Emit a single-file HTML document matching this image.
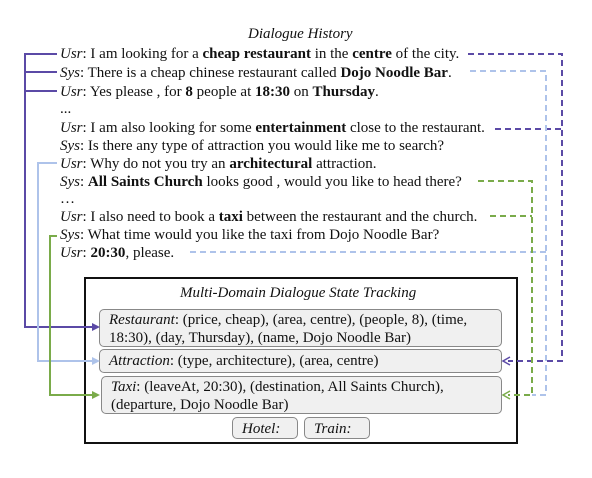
<!DOCTYPE html>
<html><head><meta charset="utf-8"><style>
body{margin:0;width:592px;height:478px;background:#fff;position:relative;overflow:hidden;font-family:"Liberation Serif",serif;color:#111}
.t{position:absolute;font-size:15px;white-space:nowrap;line-height:17px}
i{font-style:italic}
.bx{position:absolute;background:#f0f0f0;border:1px solid #888;border-radius:5px;font-size:15px;line-height:18px;padding:1px 0 0 9px;box-sizing:border-box;white-space:nowrap}
svg{position:absolute;left:0;top:0}
</style></head><body>
<div class="t" style="left:248px;top:26px"><i>Dialogue History</i></div>
<div class="t" style="left:60px;top:46px"><i>Usr</i>: I am looking for a <b>cheap restaurant</b> in the <b>centre</b> of the city.</div>
<div class="t" style="left:60px;top:65px"><i>Sys</i>: There is a cheap chinese restaurant called <b>Dojo Noodle Bar</b>.</div>
<div class="t" style="left:60px;top:84px"><i>Usr</i>: Yes please , for <b>8</b> people at <b>18:30</b> on <b>Thursday</b>.</div>
<div class="t" style="left:60px;top:101px">...</div>
<div class="t" style="left:60px;top:120px"><i>Usr</i>: I am also looking for some <b>entertainment</b> close to the restaurant.</div>
<div class="t" style="left:60px;top:138px"><i>Sys</i>: Is there any type of attraction you would like me to search?</div>
<div class="t" style="left:60px;top:156px"><i>Usr</i>: Why do not you try an <b>architectural</b> attraction.</div>
<div class="t" style="left:60px;top:174px"><i>Sys</i>: <b>All Saints Church</b> looks good , would you like to head there?</div>
<div class="t" style="left:60px;top:191px">…</div>
<div class="t" style="left:60px;top:209px"><i>Usr</i>: I also need to book a <b>taxi</b> between the restaurant and the church.</div>
<div class="t" style="left:60px;top:227px"><i>Sys</i>: What time would you like the taxi from Dojo Noodle Bar?</div>
<div class="t" style="left:60px;top:245px"><i>Usr</i>: <b>20:30</b>, please.</div>

<div style="position:absolute;left:84px;top:277px;width:434px;height:167px;border:2px solid #111;box-sizing:border-box"></div>
<div class="t" style="left:180px;top:285px"><i>Multi-Domain Dialogue State Tracking</i></div>
<div class="bx" style="left:99px;top:309px;width:403px;height:38px"><i>Restaurant</i>: (price, cheap), (area, centre), (people, 8), (time,<br>18:30), (day, Thursday), (name, Dojo Noodle Bar)</div>
<div class="bx" style="left:99px;top:349px;width:403px;height:24px;padding-top:2px"><i>Attraction</i>: (type, architecture), (area, centre)</div>
<div class="bx" style="left:101px;top:376px;width:401px;height:38px"><i>Taxi</i>: (leaveAt, 20:30), (destination, All Saints Church),<br>(departure, Dojo Noodle Bar)</div>
<div class="bx" style="left:232px;top:417px;width:66px;height:22px;padding-top:2px"><i>Hotel:</i></div>
<div class="bx" style="left:304px;top:417px;width:66px;height:22px;padding-top:2px"><i>Train:</i></div>

<svg width="592" height="478" fill="none" stroke-width="2">
<g stroke="#5b4aa6">
<path d="M57 54H25V327H92M57 72H25M57 91H25"/>
<path d="M468 54H562V361H508M495 129H562" stroke-dasharray="6,4"/>
<path d="M92 323l8 4-8 4z" fill="#5b4aa6" stroke="none"/>
<path d="M510 357l-7 4 7 4" stroke-width="1.5"/>
</g>
<g stroke="#aec3ea">
<path d="M57 163H38V361H92"/>
<path d="M470 71H546V395H532M190 252H546" stroke-dasharray="6,4"/>
<path d="M92 357l8 4-8 4z" fill="#aec3ea" stroke="none"/>
</g>
<g stroke="#7aab4a">
<path d="M57 236H50V395H92"/>
<path d="M478 181H532V395H508M490 216H532" stroke-dasharray="6,4"/>
<path d="M92 391l8 4-8 4z" fill="#7aab4a" stroke="none"/>
<path d="M510 391l-7 4 7 4" stroke-width="1.5"/>
</g>
</svg>
</body></html>
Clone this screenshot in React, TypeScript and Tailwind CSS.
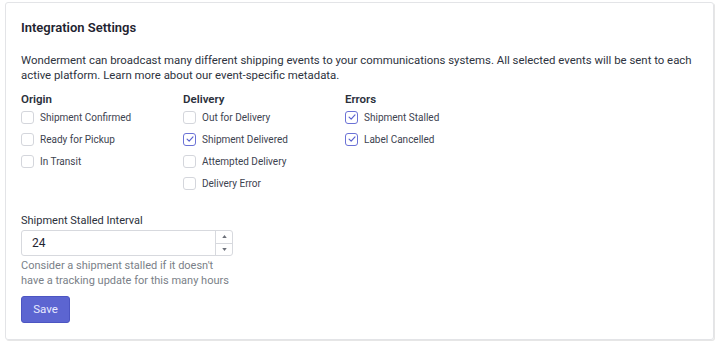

---+---

- _YOUR GOAL_
From the listing above, print every entry precisely and drop the pictures.

- _RESULT OF THIS EXERCISE_
Emit a single-file HTML document matching this image.
<!DOCTYPE html>
<html><head><meta charset="utf-8"><style>
body{margin:0;width:592px;height:478px;background:#fff;position:relative;overflow:hidden;font-family:"Liberation Serif",serif;color:#111}
.t{position:absolute;font-size:15px;white-space:nowrap;line-height:17px}
i{font-style:italic}
.bx{position:absolute;background:#f0f0f0;border:1px solid #888;border-radius:5px;font-size:15px;line-height:18px;padding:1px 0 0 9px;box-sizing:border-box;white-space:nowrap}
svg{position:absolute;left:0;top:0}
</style></head><body>
<div class="t" style="left:248px;top:26px"><i>Dialogue History</i></div>
<div class="t" style="left:60px;top:46px"><i>Usr</i>: I am looking for a <b>cheap restaurant</b> in the <b>centre</b> of the city.</div>
<div class="t" style="left:60px;top:65px"><i>Sys</i>: There is a cheap chinese restaurant called <b>Dojo Noodle Bar</b>.</div>
<div class="t" style="left:60px;top:84px"><i>Usr</i>: Yes please , for <b>8</b> people at <b>18:30</b> on <b>Thursday</b>.</div>
<div class="t" style="left:60px;top:101px">...</div>
<div class="t" style="left:60px;top:120px"><i>Usr</i>: I am also looking for some <b>entertainment</b> close to the restaurant.</div>
<div class="t" style="left:60px;top:138px"><i>Sys</i>: Is there any type of attraction you would like me to search?</div>
<div class="t" style="left:60px;top:156px"><i>Usr</i>: Why do not you try an <b>architectural</b> attraction.</div>
<div class="t" style="left:60px;top:174px"><i>Sys</i>: <b>All Saints Church</b> looks good , would you like to head there?</div>
<div class="t" style="left:60px;top:191px">…</div>
<div class="t" style="left:60px;top:209px"><i>Usr</i>: I also need to book a <b>taxi</b> between the restaurant and the church.</div>
<div class="t" style="left:60px;top:227px"><i>Sys</i>: What time would you like the taxi from Dojo Noodle Bar?</div>
<div class="t" style="left:60px;top:245px"><i>Usr</i>: <b>20:30</b>, please.</div>

<div style="position:absolute;left:84px;top:277px;width:434px;height:167px;border:2px solid #111;box-sizing:border-box"></div>
<div class="t" style="left:180px;top:285px"><i>Multi-Domain Dialogue State Tracking</i></div>
<div class="bx" style="left:99px;top:309px;width:403px;height:38px"><i>Restaurant</i>: (price, cheap), (area, centre), (people, 8), (time,<br>18:30), (day, Thursday), (name, Dojo Noodle Bar)</div>
<div class="bx" style="left:99px;top:349px;width:403px;height:24px;padding-top:2px"><i>Attraction</i>: (type, architecture), (area, centre)</div>
<div class="bx" style="left:101px;top:376px;width:401px;height:38px"><i>Taxi</i>: (leaveAt, 20:30), (destination, All Saints Church),<br>(departure, Dojo Noodle Bar)</div>
<div class="bx" style="left:232px;top:417px;width:66px;height:22px;padding-top:2px"><i>Hotel:</i></div>
<div class="bx" style="left:304px;top:417px;width:66px;height:22px;padding-top:2px"><i>Train:</i></div>

<svg width="592" height="478" fill="none" stroke-width="2">
<g stroke="#5b4aa6">
<path d="M57 54H25V327H92M57 72H25M57 91H25"/>
<path d="M468 54H562V361H508M495 129H562" stroke-dasharray="6,4"/>
<path d="M92 323l8 4-8 4z" fill="#5b4aa6" stroke="none"/>
<path d="M510 357l-7 4 7 4" stroke-width="1.5"/>
</g>
<g stroke="#aec3ea">
<path d="M57 163H38V361H92"/>
<path d="M470 71H546V395H532M190 252H546" stroke-dasharray="6,4"/>
<path d="M92 357l8 4-8 4z" fill="#aec3ea" stroke="none"/>
</g>
<g stroke="#7aab4a">
<path d="M57 236H50V395H92"/>
<path d="M478 181H532V395H508M490 216H532" stroke-dasharray="6,4"/>
<path d="M92 391l8 4-8 4z" fill="#7aab4a" stroke="none"/>
<path d="M510 391l-7 4 7 4" stroke-width="1.5"/>
</g>
</svg>
</body></html>
Clone this screenshot in React, TypeScript and Tailwind CSS.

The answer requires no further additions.